Given the different layers of cultural context, it proved difficult to communicate their meaning. “In China, if you write ‘yellow peril’ in Chinese and they search it, they get angry because they think you’re insulting them,” Exas admits. “It’s a derogatory term originally.

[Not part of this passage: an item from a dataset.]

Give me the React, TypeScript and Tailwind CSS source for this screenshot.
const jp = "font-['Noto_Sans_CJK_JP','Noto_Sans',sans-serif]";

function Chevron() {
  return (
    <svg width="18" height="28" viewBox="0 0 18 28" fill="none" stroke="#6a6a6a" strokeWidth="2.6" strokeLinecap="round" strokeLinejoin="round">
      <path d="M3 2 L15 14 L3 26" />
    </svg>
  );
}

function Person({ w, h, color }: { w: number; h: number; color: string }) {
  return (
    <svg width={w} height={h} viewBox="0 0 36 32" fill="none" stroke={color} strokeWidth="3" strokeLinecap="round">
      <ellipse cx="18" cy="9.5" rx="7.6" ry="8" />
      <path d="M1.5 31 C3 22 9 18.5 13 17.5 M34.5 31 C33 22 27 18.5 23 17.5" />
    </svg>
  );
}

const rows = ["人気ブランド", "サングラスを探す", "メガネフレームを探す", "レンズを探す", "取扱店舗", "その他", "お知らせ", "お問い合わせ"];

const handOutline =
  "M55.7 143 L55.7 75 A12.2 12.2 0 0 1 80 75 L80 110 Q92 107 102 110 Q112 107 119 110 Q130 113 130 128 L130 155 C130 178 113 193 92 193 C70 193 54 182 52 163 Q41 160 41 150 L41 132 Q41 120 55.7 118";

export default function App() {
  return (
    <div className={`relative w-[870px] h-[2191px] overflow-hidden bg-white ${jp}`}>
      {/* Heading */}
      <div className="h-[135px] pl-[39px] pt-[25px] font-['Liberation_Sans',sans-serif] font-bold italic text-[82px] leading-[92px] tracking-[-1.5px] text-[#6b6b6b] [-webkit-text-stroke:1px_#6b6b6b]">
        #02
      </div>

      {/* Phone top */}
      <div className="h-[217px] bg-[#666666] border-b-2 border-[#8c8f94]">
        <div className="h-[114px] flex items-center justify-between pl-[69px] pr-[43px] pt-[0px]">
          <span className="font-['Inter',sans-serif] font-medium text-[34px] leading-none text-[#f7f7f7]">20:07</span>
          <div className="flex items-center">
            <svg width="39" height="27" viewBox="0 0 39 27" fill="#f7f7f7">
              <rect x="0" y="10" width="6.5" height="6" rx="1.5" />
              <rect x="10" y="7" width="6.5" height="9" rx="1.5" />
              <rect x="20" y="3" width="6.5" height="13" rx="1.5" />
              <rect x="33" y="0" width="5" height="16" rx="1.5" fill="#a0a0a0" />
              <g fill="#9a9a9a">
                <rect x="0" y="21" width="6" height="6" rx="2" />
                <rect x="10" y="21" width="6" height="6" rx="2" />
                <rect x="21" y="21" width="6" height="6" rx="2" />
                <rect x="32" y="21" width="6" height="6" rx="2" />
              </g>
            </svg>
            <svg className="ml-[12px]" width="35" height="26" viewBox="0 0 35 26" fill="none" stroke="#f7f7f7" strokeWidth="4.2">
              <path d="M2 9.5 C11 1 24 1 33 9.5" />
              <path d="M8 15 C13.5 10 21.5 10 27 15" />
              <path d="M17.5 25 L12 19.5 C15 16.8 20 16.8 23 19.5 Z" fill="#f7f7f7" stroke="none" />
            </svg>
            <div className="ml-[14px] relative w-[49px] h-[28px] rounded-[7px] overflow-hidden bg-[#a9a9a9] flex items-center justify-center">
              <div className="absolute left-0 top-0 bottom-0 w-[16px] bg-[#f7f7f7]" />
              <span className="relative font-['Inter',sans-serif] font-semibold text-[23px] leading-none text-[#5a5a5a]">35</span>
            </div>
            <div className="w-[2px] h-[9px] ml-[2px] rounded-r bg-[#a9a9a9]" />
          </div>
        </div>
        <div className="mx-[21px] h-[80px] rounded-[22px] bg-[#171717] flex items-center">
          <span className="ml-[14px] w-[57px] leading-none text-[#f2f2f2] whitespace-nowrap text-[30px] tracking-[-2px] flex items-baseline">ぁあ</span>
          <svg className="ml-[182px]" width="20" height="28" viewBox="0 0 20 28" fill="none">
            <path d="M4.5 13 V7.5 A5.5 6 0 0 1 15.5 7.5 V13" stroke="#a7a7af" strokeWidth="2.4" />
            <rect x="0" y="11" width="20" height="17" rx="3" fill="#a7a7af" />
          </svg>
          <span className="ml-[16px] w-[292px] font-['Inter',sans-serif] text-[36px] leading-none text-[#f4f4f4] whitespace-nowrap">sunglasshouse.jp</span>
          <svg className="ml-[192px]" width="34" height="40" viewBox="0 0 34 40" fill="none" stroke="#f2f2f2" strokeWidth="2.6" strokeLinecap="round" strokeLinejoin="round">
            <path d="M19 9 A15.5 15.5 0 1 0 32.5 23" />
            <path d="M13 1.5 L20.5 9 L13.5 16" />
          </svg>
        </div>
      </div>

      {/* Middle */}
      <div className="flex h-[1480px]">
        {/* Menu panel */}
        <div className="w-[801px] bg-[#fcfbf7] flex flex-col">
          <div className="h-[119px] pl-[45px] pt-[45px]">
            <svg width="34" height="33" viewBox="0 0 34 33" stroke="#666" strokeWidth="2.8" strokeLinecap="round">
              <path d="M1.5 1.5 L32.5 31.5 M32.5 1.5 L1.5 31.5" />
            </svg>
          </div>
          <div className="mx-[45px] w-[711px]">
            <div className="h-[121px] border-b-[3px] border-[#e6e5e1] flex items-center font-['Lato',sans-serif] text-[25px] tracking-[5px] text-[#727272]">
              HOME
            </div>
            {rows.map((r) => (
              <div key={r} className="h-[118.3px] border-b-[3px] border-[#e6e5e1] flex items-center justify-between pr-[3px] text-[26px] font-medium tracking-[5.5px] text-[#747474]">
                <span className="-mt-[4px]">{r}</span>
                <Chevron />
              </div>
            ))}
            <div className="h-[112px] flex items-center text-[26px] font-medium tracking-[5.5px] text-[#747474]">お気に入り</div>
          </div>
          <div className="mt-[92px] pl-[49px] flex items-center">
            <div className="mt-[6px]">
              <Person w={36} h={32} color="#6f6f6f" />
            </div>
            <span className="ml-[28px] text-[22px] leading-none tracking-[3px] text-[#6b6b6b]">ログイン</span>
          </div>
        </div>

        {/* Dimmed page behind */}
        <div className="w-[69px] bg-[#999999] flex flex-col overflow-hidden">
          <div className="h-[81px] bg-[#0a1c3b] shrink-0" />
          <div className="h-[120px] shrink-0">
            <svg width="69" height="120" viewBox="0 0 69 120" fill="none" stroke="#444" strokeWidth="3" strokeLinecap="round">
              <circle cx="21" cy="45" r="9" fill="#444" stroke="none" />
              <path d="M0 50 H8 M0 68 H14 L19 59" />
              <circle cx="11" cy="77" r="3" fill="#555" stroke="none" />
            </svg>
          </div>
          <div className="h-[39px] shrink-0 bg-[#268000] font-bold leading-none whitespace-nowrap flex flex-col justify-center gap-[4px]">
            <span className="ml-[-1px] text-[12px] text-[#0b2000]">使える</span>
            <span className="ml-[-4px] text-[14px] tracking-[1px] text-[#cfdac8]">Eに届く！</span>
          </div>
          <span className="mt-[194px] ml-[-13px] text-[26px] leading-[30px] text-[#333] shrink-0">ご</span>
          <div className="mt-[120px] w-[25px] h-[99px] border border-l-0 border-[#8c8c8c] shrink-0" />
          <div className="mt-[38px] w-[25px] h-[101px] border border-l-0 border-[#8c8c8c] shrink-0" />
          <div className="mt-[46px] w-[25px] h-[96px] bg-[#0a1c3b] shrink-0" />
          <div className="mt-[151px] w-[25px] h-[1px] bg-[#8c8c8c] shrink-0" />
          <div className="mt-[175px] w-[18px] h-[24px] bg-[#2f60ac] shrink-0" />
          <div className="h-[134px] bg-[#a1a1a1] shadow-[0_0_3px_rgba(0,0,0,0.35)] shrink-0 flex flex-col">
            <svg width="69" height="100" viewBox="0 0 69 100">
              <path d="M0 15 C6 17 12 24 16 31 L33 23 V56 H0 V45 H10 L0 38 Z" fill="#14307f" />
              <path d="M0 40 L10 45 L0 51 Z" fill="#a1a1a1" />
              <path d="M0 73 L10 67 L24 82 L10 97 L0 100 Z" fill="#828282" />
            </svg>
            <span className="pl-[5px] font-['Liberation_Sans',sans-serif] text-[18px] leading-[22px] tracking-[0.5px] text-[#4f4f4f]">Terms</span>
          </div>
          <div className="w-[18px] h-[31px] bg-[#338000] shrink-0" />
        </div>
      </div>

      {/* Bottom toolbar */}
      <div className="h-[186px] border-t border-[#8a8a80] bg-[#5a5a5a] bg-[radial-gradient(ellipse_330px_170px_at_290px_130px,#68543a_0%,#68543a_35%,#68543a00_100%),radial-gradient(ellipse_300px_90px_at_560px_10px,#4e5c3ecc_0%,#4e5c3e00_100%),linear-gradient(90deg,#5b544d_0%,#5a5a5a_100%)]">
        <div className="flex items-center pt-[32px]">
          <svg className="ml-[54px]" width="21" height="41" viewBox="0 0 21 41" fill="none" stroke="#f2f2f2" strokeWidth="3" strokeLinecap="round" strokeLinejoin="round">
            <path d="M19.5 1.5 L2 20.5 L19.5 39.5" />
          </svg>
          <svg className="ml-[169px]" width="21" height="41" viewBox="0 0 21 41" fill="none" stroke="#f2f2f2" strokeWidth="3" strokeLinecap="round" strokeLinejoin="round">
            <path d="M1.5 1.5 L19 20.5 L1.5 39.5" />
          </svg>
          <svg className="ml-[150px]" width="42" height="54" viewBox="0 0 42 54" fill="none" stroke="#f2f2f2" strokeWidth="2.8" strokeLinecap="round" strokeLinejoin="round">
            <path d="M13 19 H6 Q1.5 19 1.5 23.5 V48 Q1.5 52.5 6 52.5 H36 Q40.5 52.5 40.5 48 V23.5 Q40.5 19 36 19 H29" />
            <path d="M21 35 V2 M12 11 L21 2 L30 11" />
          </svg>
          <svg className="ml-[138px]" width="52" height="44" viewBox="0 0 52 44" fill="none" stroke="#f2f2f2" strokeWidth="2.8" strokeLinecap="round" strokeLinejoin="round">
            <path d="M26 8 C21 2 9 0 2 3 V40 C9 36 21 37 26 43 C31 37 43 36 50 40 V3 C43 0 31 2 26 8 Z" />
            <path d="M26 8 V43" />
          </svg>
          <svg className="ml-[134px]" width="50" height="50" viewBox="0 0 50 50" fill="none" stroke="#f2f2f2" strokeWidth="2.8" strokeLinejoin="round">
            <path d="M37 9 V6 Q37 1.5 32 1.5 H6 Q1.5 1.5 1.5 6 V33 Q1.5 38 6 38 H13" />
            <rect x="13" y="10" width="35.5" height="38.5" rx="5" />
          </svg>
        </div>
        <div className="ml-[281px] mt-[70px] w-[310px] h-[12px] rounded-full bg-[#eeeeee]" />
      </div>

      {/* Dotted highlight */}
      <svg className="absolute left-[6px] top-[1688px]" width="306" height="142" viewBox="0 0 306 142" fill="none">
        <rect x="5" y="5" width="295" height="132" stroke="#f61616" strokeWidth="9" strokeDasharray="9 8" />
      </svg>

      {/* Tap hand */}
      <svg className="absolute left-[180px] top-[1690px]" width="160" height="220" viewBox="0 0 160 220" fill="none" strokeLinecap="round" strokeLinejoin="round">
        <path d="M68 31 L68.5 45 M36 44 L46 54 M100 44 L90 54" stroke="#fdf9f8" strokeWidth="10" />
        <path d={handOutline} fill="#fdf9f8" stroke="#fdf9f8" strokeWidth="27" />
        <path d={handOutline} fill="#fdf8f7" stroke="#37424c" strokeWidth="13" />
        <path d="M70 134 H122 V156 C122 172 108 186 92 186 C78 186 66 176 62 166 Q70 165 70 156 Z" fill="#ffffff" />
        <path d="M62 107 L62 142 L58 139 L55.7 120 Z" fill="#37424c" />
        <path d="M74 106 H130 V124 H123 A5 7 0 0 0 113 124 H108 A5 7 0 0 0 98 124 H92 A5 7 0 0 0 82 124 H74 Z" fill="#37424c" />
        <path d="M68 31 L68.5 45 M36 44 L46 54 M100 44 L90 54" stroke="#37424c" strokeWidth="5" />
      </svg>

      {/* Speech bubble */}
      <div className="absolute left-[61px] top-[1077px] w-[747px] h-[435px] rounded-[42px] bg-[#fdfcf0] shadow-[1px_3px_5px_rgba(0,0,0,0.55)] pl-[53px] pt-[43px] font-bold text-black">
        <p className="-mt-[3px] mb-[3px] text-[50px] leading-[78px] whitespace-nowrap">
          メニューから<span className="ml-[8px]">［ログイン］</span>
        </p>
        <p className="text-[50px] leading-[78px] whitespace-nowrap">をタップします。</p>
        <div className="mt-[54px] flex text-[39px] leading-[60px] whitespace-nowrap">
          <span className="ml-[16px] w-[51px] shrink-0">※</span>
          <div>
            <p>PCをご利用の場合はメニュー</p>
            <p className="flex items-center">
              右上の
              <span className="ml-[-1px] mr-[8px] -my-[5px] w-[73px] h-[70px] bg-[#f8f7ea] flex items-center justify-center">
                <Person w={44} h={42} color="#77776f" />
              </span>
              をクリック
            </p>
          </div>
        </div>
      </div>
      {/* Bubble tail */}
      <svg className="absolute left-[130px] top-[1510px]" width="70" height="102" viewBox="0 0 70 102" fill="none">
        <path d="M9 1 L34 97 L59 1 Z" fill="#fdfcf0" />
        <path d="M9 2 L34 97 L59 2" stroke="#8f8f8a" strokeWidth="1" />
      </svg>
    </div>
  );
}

I’ve gotten a lot of hate mail over it.” He also made T-shirts, but his European crewmates were uncomfortable wearing them because a white guy wearing a “yellow peril” shirt might seem racist. “So now I write YP, unless it’s in a more private place.”
After the wave of hate crimes against Asians in Western countries across the world, it took on an extra urgency. “I’m trying to say that if you’re Chinese or Asian, you don’t have to be afraid or ashamed, you can be proud,” he says, before ending with an apathetic note: “But graffiti can’t change shit.”
可往往这类术语容易引起他人的误会。灵丹承认：“在中国，如果你用中文写‘黄祸’这个词，人们会认为你在侮辱他们，我也因此遇到很多恶意。”灵丹还制作了印有团队名称的T恤，但他的欧洲团员们并不敢穿：“因为一个白人穿着写有‘黄祸’二字的T恤，可能会被当作是种族主义者。所以现在，我们都用 YP 简写代替了。”